— YOUR OBJECTIVE —
Give every line again exactly as it appears, please, but not the pictures.

━━ DATASET CONTENT ━━

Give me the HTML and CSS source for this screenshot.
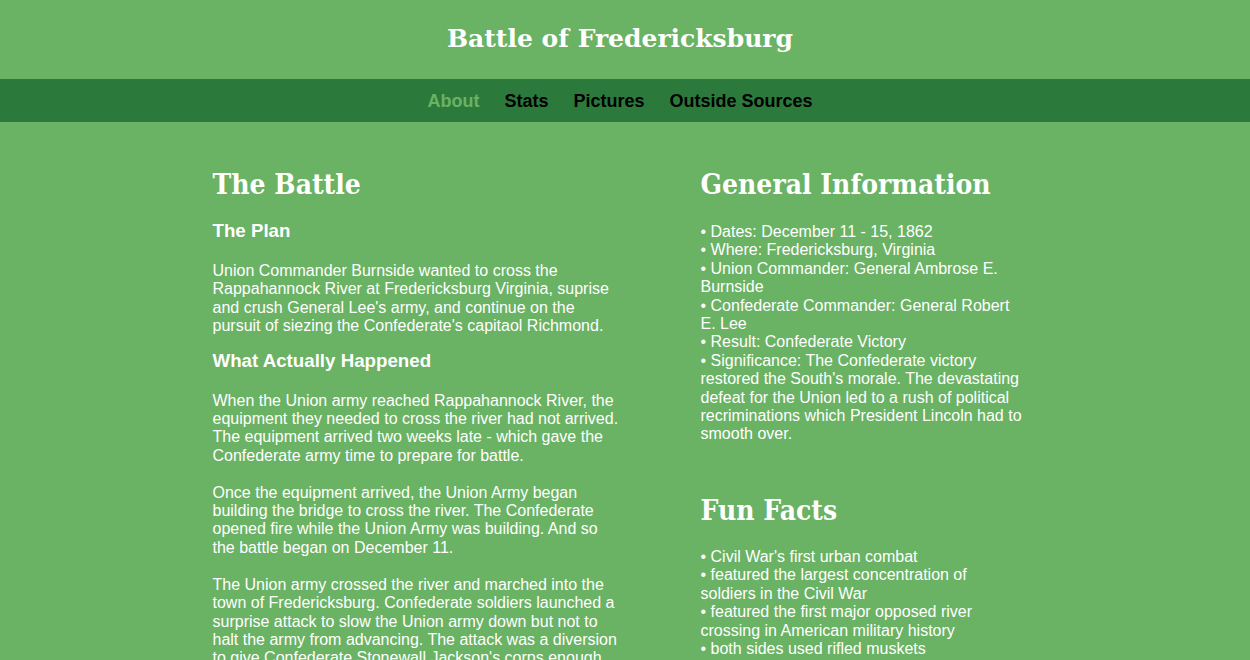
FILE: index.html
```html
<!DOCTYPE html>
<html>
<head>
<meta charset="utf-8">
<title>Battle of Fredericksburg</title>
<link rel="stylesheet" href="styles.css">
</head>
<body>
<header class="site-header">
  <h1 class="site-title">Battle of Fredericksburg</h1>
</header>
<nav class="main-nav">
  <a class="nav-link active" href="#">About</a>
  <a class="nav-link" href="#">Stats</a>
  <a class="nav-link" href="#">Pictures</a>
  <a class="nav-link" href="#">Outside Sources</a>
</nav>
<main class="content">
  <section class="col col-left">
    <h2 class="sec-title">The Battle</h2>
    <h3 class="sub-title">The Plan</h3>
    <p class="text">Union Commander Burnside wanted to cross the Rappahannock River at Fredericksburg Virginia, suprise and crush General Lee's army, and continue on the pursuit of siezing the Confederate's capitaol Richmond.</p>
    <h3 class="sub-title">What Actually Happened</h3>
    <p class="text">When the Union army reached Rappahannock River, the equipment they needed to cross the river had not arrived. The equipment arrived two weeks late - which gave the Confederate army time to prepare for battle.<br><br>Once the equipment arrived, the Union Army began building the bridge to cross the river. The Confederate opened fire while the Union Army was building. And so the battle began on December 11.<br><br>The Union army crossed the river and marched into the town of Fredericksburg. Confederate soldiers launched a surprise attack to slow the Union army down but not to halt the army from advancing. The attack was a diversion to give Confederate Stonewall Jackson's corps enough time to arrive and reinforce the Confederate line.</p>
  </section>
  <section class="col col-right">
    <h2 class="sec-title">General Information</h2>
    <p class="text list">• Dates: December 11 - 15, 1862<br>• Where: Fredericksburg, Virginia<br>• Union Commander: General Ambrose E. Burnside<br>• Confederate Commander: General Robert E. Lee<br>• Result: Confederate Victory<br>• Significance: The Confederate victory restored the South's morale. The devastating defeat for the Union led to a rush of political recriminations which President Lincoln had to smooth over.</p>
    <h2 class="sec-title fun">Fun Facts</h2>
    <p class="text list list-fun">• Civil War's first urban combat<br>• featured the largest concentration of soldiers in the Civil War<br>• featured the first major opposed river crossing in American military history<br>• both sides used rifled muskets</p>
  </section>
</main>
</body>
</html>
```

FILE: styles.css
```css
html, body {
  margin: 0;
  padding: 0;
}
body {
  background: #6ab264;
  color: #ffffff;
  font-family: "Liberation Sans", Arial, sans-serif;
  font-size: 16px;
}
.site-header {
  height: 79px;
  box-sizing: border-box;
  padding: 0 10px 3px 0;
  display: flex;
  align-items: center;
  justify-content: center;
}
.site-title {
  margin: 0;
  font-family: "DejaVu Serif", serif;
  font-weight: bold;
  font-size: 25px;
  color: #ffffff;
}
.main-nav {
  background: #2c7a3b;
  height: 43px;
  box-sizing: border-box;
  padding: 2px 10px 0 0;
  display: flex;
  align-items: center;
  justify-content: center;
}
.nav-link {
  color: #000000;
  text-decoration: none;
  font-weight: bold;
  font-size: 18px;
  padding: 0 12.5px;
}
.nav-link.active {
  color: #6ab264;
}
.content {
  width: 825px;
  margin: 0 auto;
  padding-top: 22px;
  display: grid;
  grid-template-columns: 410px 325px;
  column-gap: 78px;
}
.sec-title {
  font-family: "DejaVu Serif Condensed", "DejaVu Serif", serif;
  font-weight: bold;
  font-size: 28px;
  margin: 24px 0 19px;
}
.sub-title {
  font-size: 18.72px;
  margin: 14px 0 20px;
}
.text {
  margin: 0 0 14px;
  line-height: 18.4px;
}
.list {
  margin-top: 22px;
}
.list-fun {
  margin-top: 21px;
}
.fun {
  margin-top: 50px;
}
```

━━━

— ANSWER TO THE PROBLEM —
Give me the HTML and CSS source for this screenshot.
FILE: index.html
```html
<!DOCTYPE html>
<html>
<head>
<meta charset="utf-8">
<title>Battle of Fredericksburg</title>
<link rel="stylesheet" href="styles.css">
</head>
<body>
<header class="site-header">
  <h1 class="site-title">Battle of Fredericksburg</h1>
</header>
<nav class="main-nav">
  <a class="nav-link active" href="#">About</a>
  <a class="nav-link" href="#">Stats</a>
  <a class="nav-link" href="#">Pictures</a>
  <a class="nav-link" href="#">Outside Sources</a>
</nav>
<main class="content">
  <section class="col col-left">
    <h2 class="sec-title">The Battle</h2>
    <h3 class="sub-title">The Plan</h3>
    <p class="text">Union Commander Burnside wanted to cross the Rappahannock River at Fredericksburg Virginia, suprise and crush General Lee's army, and continue on the pursuit of siezing the Confederate's capitaol Richmond.</p>
    <h3 class="sub-title">What Actually Happened</h3>
    <p class="text">When the Union army reached Rappahannock River, the equipment they needed to cross the river had not arrived. The equipment arrived two weeks late - which gave the Confederate army time to prepare for battle.<br><br>Once the equipment arrived, the Union Army began building the bridge to cross the river. The Confederate opened fire while the Union Army was building. And so the battle began on December 11.<br><br>The Union army crossed the river and marched into the town of Fredericksburg. Confederate soldiers launched a surprise attack to slow the Union army down but not to halt the army from advancing. The attack was a diversion to give Confederate Stonewall Jackson's corps enough time to arrive and reinforce the Confederate line.</p>
  </section>
  <section class="col col-right">
    <h2 class="sec-title">General Information</h2>
    <p class="text list">• Dates: December 11 - 15, 1862<br>• Where: Fredericksburg, Virginia<br>• Union Commander: General Ambrose E. Burnside<br>• Confederate Commander: General Robert E. Lee<br>• Result: Confederate Victory<br>• Significance: The Confederate victory restored the South's morale. The devastating defeat for the Union led to a rush of political recriminations which President Lincoln had to smooth over.</p>
    <h2 class="sec-title fun">Fun Facts</h2>
    <p class="text list list-fun">• Civil War's first urban combat<br>• featured the largest concentration of soldiers in the Civil War<br>• featured the first major opposed river crossing in American military history<br>• both sides used rifled muskets</p>
  </section>
</main>
</body>
</html>
```

FILE: styles.css
```css
html, body {
  margin: 0;
  padding: 0;
}
body {
  background: #6ab264;
  color: #ffffff;
  font-family: "Liberation Sans", Arial, sans-serif;
  font-size: 16px;
}
.site-header {
  height: 79px;
  box-sizing: border-box;
  padding: 0 10px 3px 0;
  display: flex;
  align-items: center;
  justify-content: center;
}
.site-title {
  margin: 0;
  font-family: "DejaVu Serif", serif;
  font-weight: bold;
  font-size: 25px;
  color: #ffffff;
}
.main-nav {
  background: #2c7a3b;
  height: 43px;
  box-sizing: border-box;
  padding: 2px 10px 0 0;
  display: flex;
  align-items: center;
  justify-content: center;
}
.nav-link {
  color: #000000;
  text-decoration: none;
  font-weight: bold;
  font-size: 18px;
  padding: 0 12.5px;
}
.nav-link.active {
  color: #6ab264;
}
.content {
  width: 825px;
  margin: 0 auto;
  padding-top: 22px;
  display: grid;
  grid-template-columns: 410px 325px;
  column-gap: 78px;
}
.sec-title {
  font-family: "DejaVu Serif Condensed", "DejaVu Serif", serif;
  font-weight: bold;
  font-size: 28px;
  margin: 24px 0 19px;
}
.sub-title {
  font-size: 18.72px;
  margin: 14px 0 20px;
}
.text {
  margin: 0 0 14px;
  line-height: 18.4px;
}
.list {
  margin-top: 22px;
}
.list-fun {
  margin-top: 21px;
}
.fun {
  margin-top: 50px;
}
```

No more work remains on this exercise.